--- start of DATASET SECTION ---
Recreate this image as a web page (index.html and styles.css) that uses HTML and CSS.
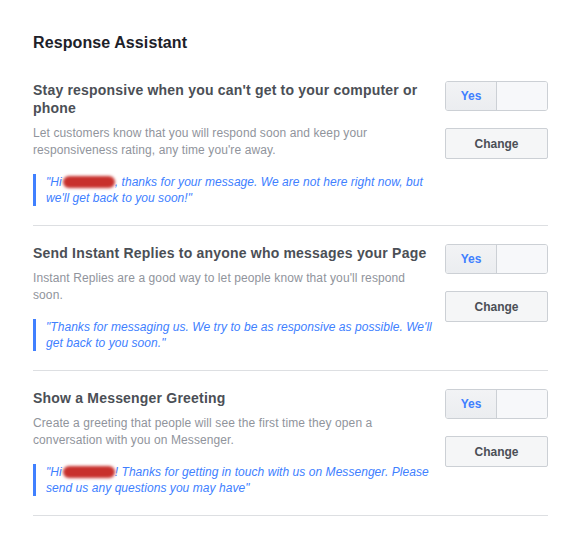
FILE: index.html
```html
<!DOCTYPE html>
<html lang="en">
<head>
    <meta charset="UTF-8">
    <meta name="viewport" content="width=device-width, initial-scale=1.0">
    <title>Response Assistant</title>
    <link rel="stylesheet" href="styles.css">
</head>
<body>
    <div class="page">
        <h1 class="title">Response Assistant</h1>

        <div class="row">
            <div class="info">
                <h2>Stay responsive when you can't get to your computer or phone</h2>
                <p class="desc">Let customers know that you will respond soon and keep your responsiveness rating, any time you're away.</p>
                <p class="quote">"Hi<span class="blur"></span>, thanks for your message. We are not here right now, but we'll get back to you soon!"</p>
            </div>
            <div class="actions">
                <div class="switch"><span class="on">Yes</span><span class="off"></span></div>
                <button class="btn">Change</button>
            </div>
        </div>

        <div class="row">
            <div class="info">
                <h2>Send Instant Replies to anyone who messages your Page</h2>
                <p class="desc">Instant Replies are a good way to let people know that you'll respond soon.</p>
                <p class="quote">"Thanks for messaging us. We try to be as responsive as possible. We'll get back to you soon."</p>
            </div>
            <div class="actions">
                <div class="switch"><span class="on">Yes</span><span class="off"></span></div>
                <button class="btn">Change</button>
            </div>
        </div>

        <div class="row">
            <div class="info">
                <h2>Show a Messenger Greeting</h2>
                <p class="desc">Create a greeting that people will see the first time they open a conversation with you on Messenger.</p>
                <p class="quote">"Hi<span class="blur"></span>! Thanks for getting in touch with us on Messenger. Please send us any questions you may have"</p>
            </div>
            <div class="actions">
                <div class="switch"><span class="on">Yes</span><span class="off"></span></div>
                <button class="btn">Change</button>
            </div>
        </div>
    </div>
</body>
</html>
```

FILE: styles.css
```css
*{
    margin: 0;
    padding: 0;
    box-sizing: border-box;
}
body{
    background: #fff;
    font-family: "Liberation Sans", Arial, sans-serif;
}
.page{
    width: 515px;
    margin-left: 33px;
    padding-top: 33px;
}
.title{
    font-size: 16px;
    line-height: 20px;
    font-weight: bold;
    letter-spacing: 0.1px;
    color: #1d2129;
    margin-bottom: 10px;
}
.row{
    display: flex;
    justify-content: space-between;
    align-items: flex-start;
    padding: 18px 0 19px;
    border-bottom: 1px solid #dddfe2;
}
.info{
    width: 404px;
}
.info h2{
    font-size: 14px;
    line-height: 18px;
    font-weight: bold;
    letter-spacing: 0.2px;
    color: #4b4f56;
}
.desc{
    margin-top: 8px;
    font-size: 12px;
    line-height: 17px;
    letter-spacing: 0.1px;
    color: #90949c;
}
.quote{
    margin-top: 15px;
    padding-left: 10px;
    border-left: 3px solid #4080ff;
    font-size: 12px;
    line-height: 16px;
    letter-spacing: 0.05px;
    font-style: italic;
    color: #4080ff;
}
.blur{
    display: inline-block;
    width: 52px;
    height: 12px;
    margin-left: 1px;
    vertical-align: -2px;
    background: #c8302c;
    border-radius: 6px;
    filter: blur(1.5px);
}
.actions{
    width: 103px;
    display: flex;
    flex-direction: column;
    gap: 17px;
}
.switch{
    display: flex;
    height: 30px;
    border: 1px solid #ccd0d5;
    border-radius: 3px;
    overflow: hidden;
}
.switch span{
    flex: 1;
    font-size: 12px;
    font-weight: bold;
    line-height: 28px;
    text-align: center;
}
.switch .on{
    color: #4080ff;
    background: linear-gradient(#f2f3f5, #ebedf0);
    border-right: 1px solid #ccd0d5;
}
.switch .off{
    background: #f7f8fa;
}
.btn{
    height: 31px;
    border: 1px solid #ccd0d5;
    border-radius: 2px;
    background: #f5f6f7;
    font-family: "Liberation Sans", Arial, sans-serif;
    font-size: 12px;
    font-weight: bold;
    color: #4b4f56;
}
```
--- end of DATASET SECTION ---
**TASK DIRECTIONS:**
Skip the images and write out the rest of the listing exactly.

**ANSWER FOR THE TASK:**
Recreate this image as a web page (index.html and styles.css) that uses HTML and CSS.
FILE: index.html
```html
<!DOCTYPE html>
<html lang="en">
<head>
    <meta charset="UTF-8">
    <meta name="viewport" content="width=device-width, initial-scale=1.0">
    <title>Response Assistant</title>
    <link rel="stylesheet" href="styles.css">
</head>
<body>
    <div class="page">
        <h1 class="title">Response Assistant</h1>

        <div class="row">
            <div class="info">
                <h2>Stay responsive when you can't get to your computer or phone</h2>
                <p class="desc">Let customers know that you will respond soon and keep your responsiveness rating, any time you're away.</p>
                <p class="quote">"Hi<span class="blur"></span>, thanks for your message. We are not here right now, but we'll get back to you soon!"</p>
            </div>
            <div class="actions">
                <div class="switch"><span class="on">Yes</span><span class="off"></span></div>
                <button class="btn">Change</button>
            </div>
        </div>

        <div class="row">
            <div class="info">
                <h2>Send Instant Replies to anyone who messages your Page</h2>
                <p class="desc">Instant Replies are a good way to let people know that you'll respond soon.</p>
                <p class="quote">"Thanks for messaging us. We try to be as responsive as possible. We'll get back to you soon."</p>
            </div>
            <div class="actions">
                <div class="switch"><span class="on">Yes</span><span class="off"></span></div>
                <button class="btn">Change</button>
            </div>
        </div>

        <div class="row">
            <div class="info">
                <h2>Show a Messenger Greeting</h2>
                <p class="desc">Create a greeting that people will see the first time they open a conversation with you on Messenger.</p>
                <p class="quote">"Hi<span class="blur"></span>! Thanks for getting in touch with us on Messenger. Please send us any questions you may have"</p>
            </div>
            <div class="actions">
                <div class="switch"><span class="on">Yes</span><span class="off"></span></div>
                <button class="btn">Change</button>
            </div>
        </div>
    </div>
</body>
</html>
```

FILE: styles.css
```css
*{
    margin: 0;
    padding: 0;
    box-sizing: border-box;
}
body{
    background: #fff;
    font-family: "Liberation Sans", Arial, sans-serif;
}
.page{
    width: 515px;
    margin-left: 33px;
    padding-top: 33px;
}
.title{
    font-size: 16px;
    line-height: 20px;
    font-weight: bold;
    letter-spacing: 0.1px;
    color: #1d2129;
    margin-bottom: 10px;
}
.row{
    display: flex;
    justify-content: space-between;
    align-items: flex-start;
    padding: 18px 0 19px;
    border-bottom: 1px solid #dddfe2;
}
.info{
    width: 404px;
}
.info h2{
    font-size: 14px;
    line-height: 18px;
    font-weight: bold;
    letter-spacing: 0.2px;
    color: #4b4f56;
}
.desc{
    margin-top: 8px;
    font-size: 12px;
    line-height: 17px;
    letter-spacing: 0.1px;
    color: #90949c;
}
.quote{
    margin-top: 15px;
    padding-left: 10px;
    border-left: 3px solid #4080ff;
    font-size: 12px;
    line-height: 16px;
    letter-spacing: 0.05px;
    font-style: italic;
    color: #4080ff;
}
.blur{
    display: inline-block;
    width: 52px;
    height: 12px;
    margin-left: 1px;
    vertical-align: -2px;
    background: #c8302c;
    border-radius: 6px;
    filter: blur(1.5px);
}
.actions{
    width: 103px;
    display: flex;
    flex-direction: column;
    gap: 17px;
}
.switch{
    display: flex;
    height: 30px;
    border: 1px solid #ccd0d5;
    border-radius: 3px;
    overflow: hidden;
}
.switch span{
    flex: 1;
    font-size: 12px;
    font-weight: bold;
    line-height: 28px;
    text-align: center;
}
.switch .on{
    color: #4080ff;
    background: linear-gradient(#f2f3f5, #ebedf0);
    border-right: 1px solid #ccd0d5;
}
.switch .off{
    background: #f7f8fa;
}
.btn{
    height: 31px;
    border: 1px solid #ccd0d5;
    border-radius: 2px;
    background: #f5f6f7;
    font-family: "Liberation Sans", Arial, sans-serif;
    font-size: 12px;
    font-weight: bold;
    color: #4b4f56;
}
```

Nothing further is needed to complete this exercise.